Another method for linking cognitive concepts to empirical evidence is to study an actor’s statements and choices. The study of statements has been done with systematic content analysis, linguistic discourse analysis, closed-ended survey instruments, structured interviews, free-wheeling interviews, as well as through focus groups and interactive dialogues. Although some of these methods have produced reliable measures for an actor’s values and perceptions, they have not been employed to generate large cross-national data sets that are commensurate to the Correlates of War coverage of states over time. Most of these methods remain labor-intensive and often require highly skilled labor at that, meaning people who have language and area expertise sufficient to carry out the interviews and who can construct instruments embedded in the context and vernacular of the actor.
The construction of valid observable indicators, for phenomenological variables, cannot be accomplished by improving the reproducibility of measures alone. It is naive both for philosophical and political reasons to believe that a scholar can simply listen to what an actor says or watch what they do and know how to describe the actor’s values and world-views. The very idea of values and world-view are concepts that belong to the scholar not the observed actor. Unless we believe in pure induction unmediated by language and concepts, it is impossible to approach this task except in a deductive manner.

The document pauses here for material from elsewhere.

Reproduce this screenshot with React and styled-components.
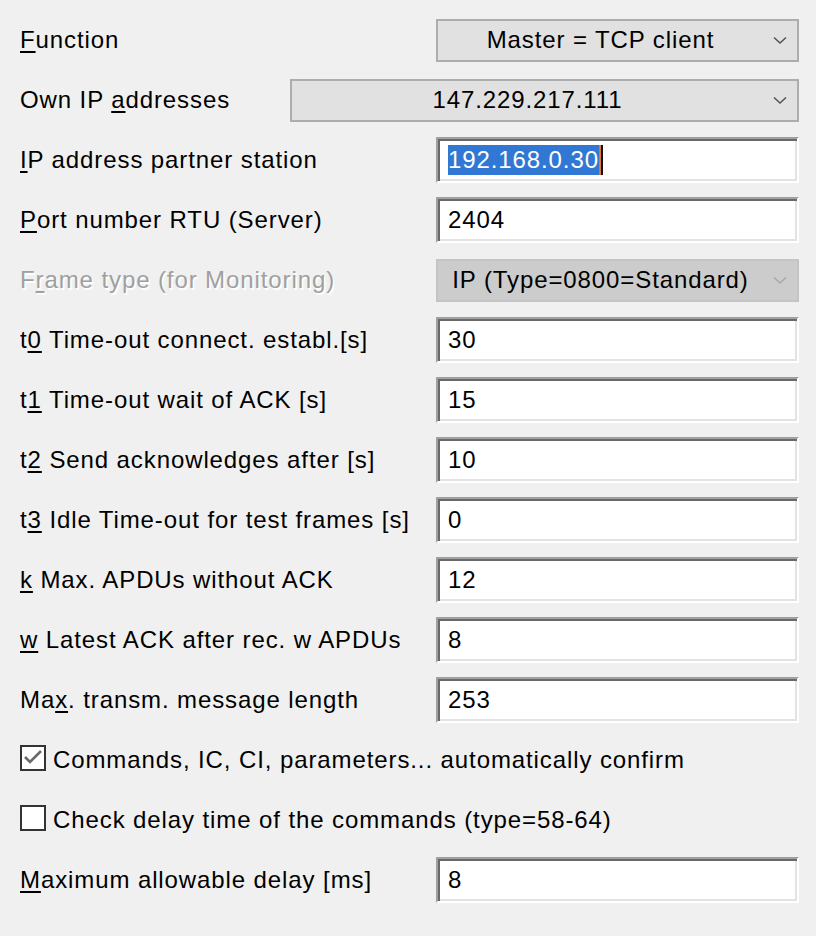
import React from 'react';
import styled, { createGlobalStyle } from 'styled-components';

const GlobalStyle = createGlobalStyle`
  html, body {
    margin: 0;
    padding: 0;
    background: #f0f0f0;
  }
  body {
    font-family: "Liberation Sans", Arial, sans-serif;
    font-size: 24px;
    letter-spacing: 0.9px;
    color: #000;
  }
`;

const Dialog = styled.div`
  width: 816px;
  height: 936px;
  box-sizing: border-box;
  padding: 10px 17px 0 20px;
  background: #f0f0f0;
`;

const Row = styled.div`
  display: flex;
  align-items: center;
  justify-content: space-between;
  height: 60px;
`;

const Label = styled.div`
  white-space: nowrap;
  color: ${p => (p.disabled ? '#a0a0a0' : '#000')};
  text-shadow: ${p => (p.disabled ? '1.5px 1.5px 0 #fff' : 'none')};
  u {
    text-decoration-thickness: 2px;
    text-underline-offset: 3px;
  }
`;

const Combo = styled.div`
  box-sizing: border-box;
  width: ${p => p.width || 363}px;
  height: 43px;
  display: flex;
  align-items: center;
  background: ${p => (p.disabled ? '#cccccc' : '#e1e1e1')};
  border: 2px solid ${p => (p.disabled ? '#c4c4c4' : '#adadad')};
  color: #000;
`;

const ComboText = styled.div`
  flex: 1;
  text-align: center;
  white-space: nowrap;
`;

const Arrow = styled.div`
  width: 34px;
  display: flex;
  justify-content: center;
  align-items: center;
`;

const Edit = styled.div`
  box-sizing: border-box;
  width: 363px;
  height: 46px;
  display: flex;
  align-items: center;
  padding-left: 10px;
  background: #fff;
  border: 2px solid;
  border-color: #a0a0a0 #fff #fff #a0a0a0;
  box-shadow: inset 2px 2px 0 #696969, inset -2px -2px 0 #e3e3e3;
  white-space: nowrap;
`;

const Selected = styled.span`
  background: #3078d3;
  color: #fff;
  padding: 1px 0;
  box-shadow: 2px 0 0 #e07a2a, 4px 0 0 #111;
`;

const CheckRow = styled.div`
  display: flex;
  align-items: center;
  gap: 7px;
  height: 60px;
  white-space: nowrap;
`;

const Box = styled.div`
  box-sizing: border-box;
  width: 26px;
  height: 26px;
  margin-top: -4px;
  border: 2px solid #333;
  background: #fff;
  display: flex;
  align-items: center;
  justify-content: center;
`;

const Chevron = ({ color }) => (
  <svg width="14" height="9" viewBox="0 0 14 9">
    <polyline points="1,1.5 7,7 13,1.5" fill="none" stroke={color} strokeWidth="1.6" />
  </svg>
);

const Check = () => (
  <svg width="20" height="18" viewBox="0 0 20 18">
    <polyline points="2,8 7,13 18,2" fill="none" stroke="#6a6a6a" strokeWidth="2.6" />
  </svg>
);

const fields = [
  { label: <>t<u>0</u> Time-out connect. establ.[s]</>, value: '30' },
  { label: <>t<u>1</u> Time-out wait of ACK [s]</>, value: '15' },
  { label: <>t<u>2</u> Send acknowledges after [s]</>, value: '10' },
  { label: <>t<u>3</u> Idle Time-out for test frames [s]</>, value: '0' },
  { label: <><u>k</u> Max. APDUs without ACK</>, value: '12' },
  { label: <><u>w</u> Latest ACK after rec. w APDUs</>, value: '8' },
  { label: <>Ma<u>x</u>. transm. message length</>, value: '253' }
];

function App() {
  return (
    <Dialog>
      <GlobalStyle />
      <Row>
        <Label><u>F</u>unction</Label>
        <Combo>
          <ComboText>Master = TCP client</ComboText>
          <Arrow><Chevron color="#555" /></Arrow>
        </Combo>
      </Row>
      <Row>
        <Label>Own IP <u>a</u>ddresses</Label>
        <Combo width={509}>
          <ComboText>147.229.217.111</ComboText>
          <Arrow><Chevron color="#555" /></Arrow>
        </Combo>
      </Row>
      <Row>
        <Label><u>I</u>P address partner station</Label>
        <Edit><Selected>192.168.0.30</Selected></Edit>
      </Row>
      <Row>
        <Label><u>P</u>ort number RTU (Server)</Label>
        <Edit>2404</Edit>
      </Row>
      <Row>
        <Label disabled>F<u>r</u>ame type (for Monitoring)</Label>
        <Combo disabled>
          <ComboText>IP (Type=0800=Standard)</ComboText>
          <Arrow><Chevron color="#a8a8a8" /></Arrow>
        </Combo>
      </Row>
      {fields.map((f, idx) => (
        <Row key={'f' + idx}>
          <Label>{f.label}</Label>
          <Edit>{f.value}</Edit>
        </Row>
      ))}
      <CheckRow>
        <Box><Check /></Box>
        Commands, IC, CI, parameters... automatically confirm
      </CheckRow>
      <CheckRow>
        <Box />
        Check delay time of the commands (type=58-64)
      </CheckRow>
      <Row>
        <Label><u>M</u>aximum allowable delay [ms]</Label>
        <Edit>8</Edit>
      </Row>
    </Dialog>
  );
}

export default App;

That is, the scholar needs to develop concepts, perhaps in an interactive fashion with the actor, and then devise propositions about what concepts might accurately describe the mindset of the actor, and finally employ questions designed to probe these possibilities or watch for choices deemed by the scholar to reveal these mental dispositions. The investigation can be carried out with different techniques as noted above but typically follows this basically positivist logic. Perhaps several illustrations will make the point more clearly.

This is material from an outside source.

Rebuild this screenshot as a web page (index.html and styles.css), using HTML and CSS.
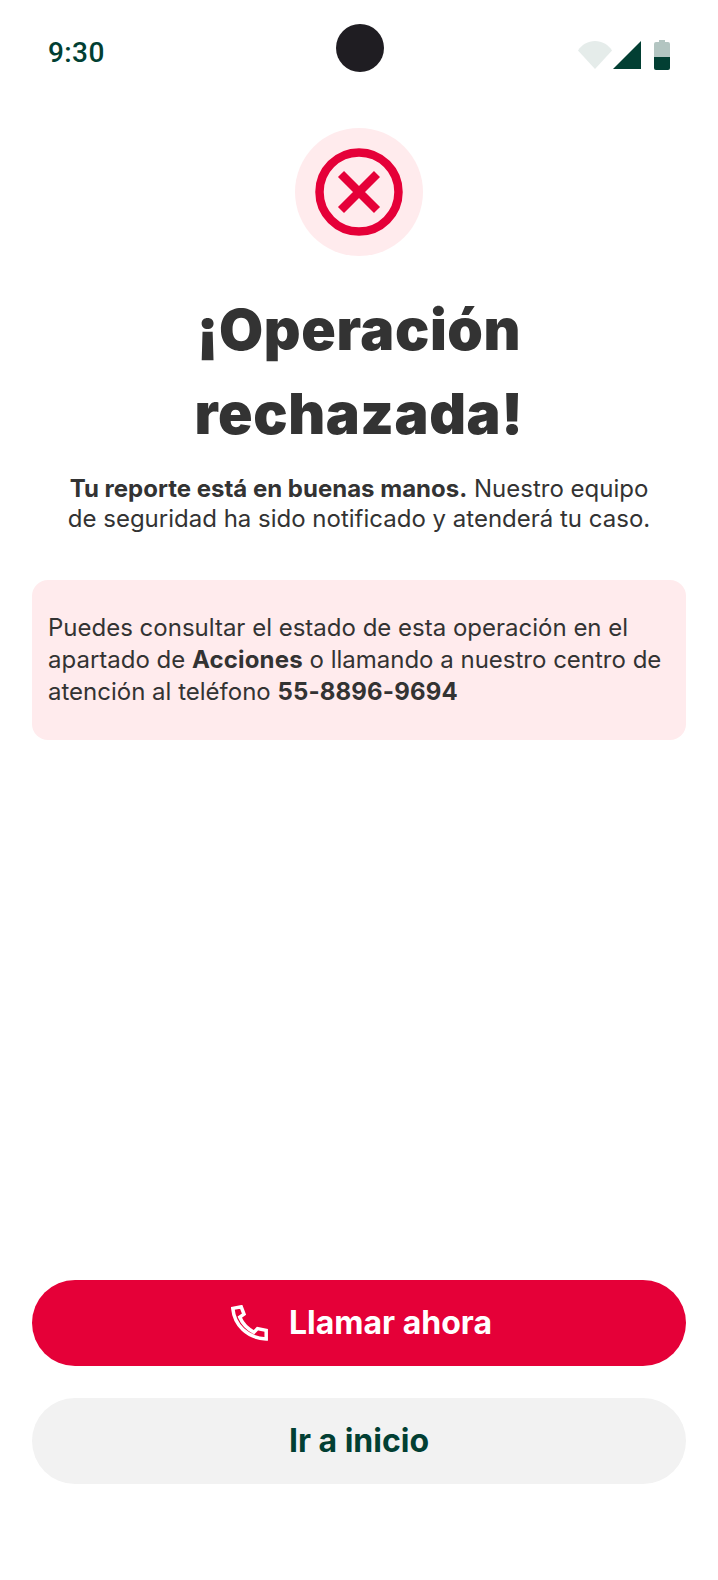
FILE: index.html
```html
<!DOCTYPE html>
<html lang="es">
<head>
<meta charset="utf-8">
<title>Operación rechazada</title>
<link rel="stylesheet" href="styles.css">
</head>
<body>
<div class="screen">
  <header class="status">
    <span class="time">9:30</span>
    <span class="camera"></span>
    <div class="status-icons">
      <svg class="wifi" width="34" height="28" viewBox="0 0 34 28"><path d="M0 9.500C4 3.500 10 0 17 0s13 3.500 17 9.500L17 28z" fill="#e5ecea"/></svg>
      <svg class="signal" width="28" height="28" viewBox="0 0 28 28"><path d="M28 0v28H0z" fill="#023f33"/></svg>
      <svg class="battery" width="16" height="30" viewBox="0 0 16 30"><path d="M5 0h6v2h3a2 2 0 0 1 2 2v13H0V4a2 2 0 0 1 2-2h3z" fill="#b3c5c1"/><path d="M0 17h16v11a2 2 0 0 1-2 2H2a2 2 0 0 1-2-2z" fill="#023f33"/></svg>
    </div>
  </header>
  <main class="content">
    <div class="badge">
      <svg width="88" height="88" viewBox="0 0 88 88"><circle cx="44" cy="44" r="39.500" fill="none" stroke="#e50038" stroke-width="8.500"/><path d="M26 26l36 36M62 26L26 62" fill="none" stroke="#e50038" stroke-width="8.500"/></svg>
    </div>
    <h1 class="title">¡Operación<br>rechazada!</h1>
    <p class="lead"><strong>Tu reporte está en buenas manos.</strong> Nuestro equipo de seguridad ha sido notificado y atenderá tu caso.</p>
    <div class="notice">Puedes consultar el estado de esta operación en el apartado de <strong>Acciones</strong> o llamando a nuestro centro de atención al teléfono <strong>55-8896-9694</strong></div>
  </main>
  <footer class="actions">
    <button class="btn btn-primary">
      <svg class="btn-icon" width="37" height="36" viewBox="0 0 37 36"><path d="M1.800 3.400L10.200 1.800l2.800 7.400L8.800 12.200C11.500 18.500 17 24 23 27.200L26.500 23.600l8.700 1.800V34C16 33 3.300 20 1.800 3.400z" fill="none" stroke="#fff" stroke-width="3.500" stroke-linejoin="miter"/></svg>
      Llamar ahora
    </button>
    <button class="btn btn-secondary">Ir a inicio</button>
  </footer>
</div>
</body>
</html>
```
FILE: styles.css
```css
* { box-sizing: border-box; }
html, body { margin: 0; padding: 0; background: #fff; }
.screen {
  width: 718px;
  height: 1580px;
  display: flex;
  flex-direction: column;
  font-family: Inter, "Noto Sans", sans-serif;
  color: #333;
  position: relative;
}
.status {
  height: 128px;
  flex: none;
  padding: 40px 48px 0 48px;
  display: flex;
  justify-content: space-between;
  align-items: flex-start;
}
.time {
  font-family: Roboto, sans-serif;
  font-weight: 500;
  font-size: 28px;
  line-height: 26px;
  color: #023f33;
  letter-spacing: 0.4px;
}
.camera {
  position: absolute;
  left: 336px;
  top: 24px;
  width: 48px;
  height: 48px;
  border-radius: 50%;
  background: #1f1d22;
}
.status-icons { display: flex; align-items: flex-start; }
.wifi { margin-top: 1px; margin-right: 1px; }
.signal { margin-top: 1px; margin-right: 13px; }
.content {
  flex: 1;
  display: flex;
  flex-direction: column;
  align-items: center;
  padding: 0 32px;
}
.badge {
  width: 128px;
  height: 128px;
  border-radius: 50%;
  background: #ffebed;
  display: flex;
  align-items: center;
  justify-content: center;
}
.title {
  margin: 32px 0 0;
  font-family: Inter, sans-serif;
  font-weight: 900;
  font-size: 57px;
  letter-spacing: 0.6px;
  line-height: 84px;
  text-align: center;
  color: #333;
}
.lead {
  margin: 18px 0 0;
  font-size: 24px;
  line-height: 30px;
  text-align: center;
  width: 590px;
}
.lead strong, .notice strong { font-weight: 700; }
.notice strong { letter-spacing: 0.15px; }
.notice {
  margin-top: 46px;
  width: 654px;
  height: 160px;
  padding: 32px 16px;
  background: #ffebed;
  border-radius: 16px;
  font-size: 24px;
  line-height: 32px;
}
.actions {
  flex: none;
  padding: 0 32px 96px;
  display: flex;
  flex-direction: column;
  gap: 32px;
}
.btn {
  height: 86px;
  width: 654px;
  border: 0;
  padding: 0 0 2px;
  border-radius: 43px;
  font-family: Inter, sans-serif;
  font-weight: 700;
  font-size: 32px;
  display: flex;
  align-items: center;
  justify-content: center;
  gap: 21px;
}
.btn-icon { margin-top: 2px; }
.btn-primary { background: #e50038; color: #fff; padding-left: 5px; }
.btn-secondary { background: #f2f2f2; color: #023f33; }
```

For example, if Gorbachev is the actor under study, then competing models of his values and world-views could be constructed. In the case of each model of Gorbachev, the scholar could reason that if this model is an accurate representation, then we ought to see Gorbachev saying and doing a set of predicted things. William Riker (1995) suggested we would be wise to systematize in formal language the logic of these deductions and then examine the empirical record to see which model made the best predictions. In this way, international relations research could parallel economic research using a modified version of searching for revealed preferences. Of course, as in economics, if these preferences are then used to explain the action from which they are inferred, the enterprise becomes tautological. Consequently, the inferred values and perceptions need to be derived from statements and actions different from those they are being used to explain. This can be done by focusing on statements in a different domain than international relations, or by using the values and perceptions inferred in one time period to predict action in another time period, the way economists use revealed preferences to predict future market trends.

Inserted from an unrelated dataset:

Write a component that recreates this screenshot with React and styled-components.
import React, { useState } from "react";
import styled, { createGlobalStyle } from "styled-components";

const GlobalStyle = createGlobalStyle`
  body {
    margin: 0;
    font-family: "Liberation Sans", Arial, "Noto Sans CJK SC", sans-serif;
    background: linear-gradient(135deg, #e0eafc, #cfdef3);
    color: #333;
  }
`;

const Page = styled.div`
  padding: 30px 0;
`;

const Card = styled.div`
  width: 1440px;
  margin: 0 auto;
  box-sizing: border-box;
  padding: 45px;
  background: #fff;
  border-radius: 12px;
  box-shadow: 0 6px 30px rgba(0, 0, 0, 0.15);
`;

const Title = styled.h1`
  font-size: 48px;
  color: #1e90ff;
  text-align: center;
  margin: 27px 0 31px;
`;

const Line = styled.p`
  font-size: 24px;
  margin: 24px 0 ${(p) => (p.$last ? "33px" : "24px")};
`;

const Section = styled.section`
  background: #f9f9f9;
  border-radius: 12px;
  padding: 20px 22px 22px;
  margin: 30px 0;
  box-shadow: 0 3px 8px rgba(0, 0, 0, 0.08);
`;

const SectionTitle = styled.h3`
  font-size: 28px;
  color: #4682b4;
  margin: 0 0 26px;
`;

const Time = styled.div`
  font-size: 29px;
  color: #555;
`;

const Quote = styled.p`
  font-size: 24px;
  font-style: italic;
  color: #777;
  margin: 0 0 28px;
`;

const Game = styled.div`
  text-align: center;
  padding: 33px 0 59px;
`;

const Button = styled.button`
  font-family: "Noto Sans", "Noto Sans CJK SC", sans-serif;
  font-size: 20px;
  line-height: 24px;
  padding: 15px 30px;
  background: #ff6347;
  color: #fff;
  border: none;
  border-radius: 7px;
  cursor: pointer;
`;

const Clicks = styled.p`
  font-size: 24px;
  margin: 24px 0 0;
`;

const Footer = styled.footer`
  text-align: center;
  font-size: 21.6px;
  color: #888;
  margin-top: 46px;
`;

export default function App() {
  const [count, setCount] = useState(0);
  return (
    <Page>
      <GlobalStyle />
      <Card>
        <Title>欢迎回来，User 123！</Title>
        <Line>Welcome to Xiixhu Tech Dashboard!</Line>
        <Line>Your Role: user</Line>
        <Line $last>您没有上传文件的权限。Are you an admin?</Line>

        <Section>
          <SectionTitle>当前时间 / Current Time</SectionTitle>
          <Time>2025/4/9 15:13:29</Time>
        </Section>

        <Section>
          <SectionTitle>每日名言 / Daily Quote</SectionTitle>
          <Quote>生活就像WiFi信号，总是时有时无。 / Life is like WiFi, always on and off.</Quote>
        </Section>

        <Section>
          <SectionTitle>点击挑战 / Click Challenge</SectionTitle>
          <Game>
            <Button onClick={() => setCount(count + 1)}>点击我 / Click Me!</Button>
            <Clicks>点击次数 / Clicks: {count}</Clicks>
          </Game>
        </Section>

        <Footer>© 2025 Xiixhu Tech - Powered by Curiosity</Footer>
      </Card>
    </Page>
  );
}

Another approach to the Gorbachev task would be to conduct in-depth interviews and analyze text. Rather than spelling out models, scholars might prefer to reproduce the narrative Gorbachev offers. There will be by necessity selection of text in this process. Only part of the narrative will be reproduced. Inevitably, this will include the part of the text the scholar believes is most reflective of Gorbachev’s values and world-view. Typically, scholars will spell out the inferential logic they have employed, but, at times, they may simply assert expertise and their feel for the region and subject. This, of course, does not make their representation invalid, but it does make it impossible to reproduce. Because pure induction is impossible, and, unless we accept illogical reification claiming that the mental concepts used by the scholar are actually in the head of Gorbachev, there is no way to avoid the deductive leap whether it is spelled out or not.
Many phenomenological approaches rely on concepts and theories drawn from psychology, not because they believe actors are irrational as much as they believe that to understand action we need to appreciate the actor’s point of view not only the scholar’s. Instead of comparing the actor’s construction of reality to the scholar’s and declaring deviations irrational, scholars operating in a phenomenological perspective forgo this comparison and use psychology and the cognitive sciences to refine the conceptual apparatus they use to represent actor values and world-views (Cottam, 1977; Herrmann, 1985). By anticipating that actors will organize their thinking in schematic and script-like fashion, use existing information to bias incoming information, allow emotion to affect memory and cognitive processing, and combine information in ways that do not follow statistical rules, scholars in this tradition hope to devise conceptual models that are more accurate and useful representations of the observed world (Herrmann et al., 1997; Kahneman and Tversky, 2000; Vertzberger, 1990). The phenomenological tradition in international relations does not abandon the positivist approach to science. It applies it to identify actor values and beliefs instead of the nature of the international environment and builds a picture of the environment by combining the pictures drawn of individual actors.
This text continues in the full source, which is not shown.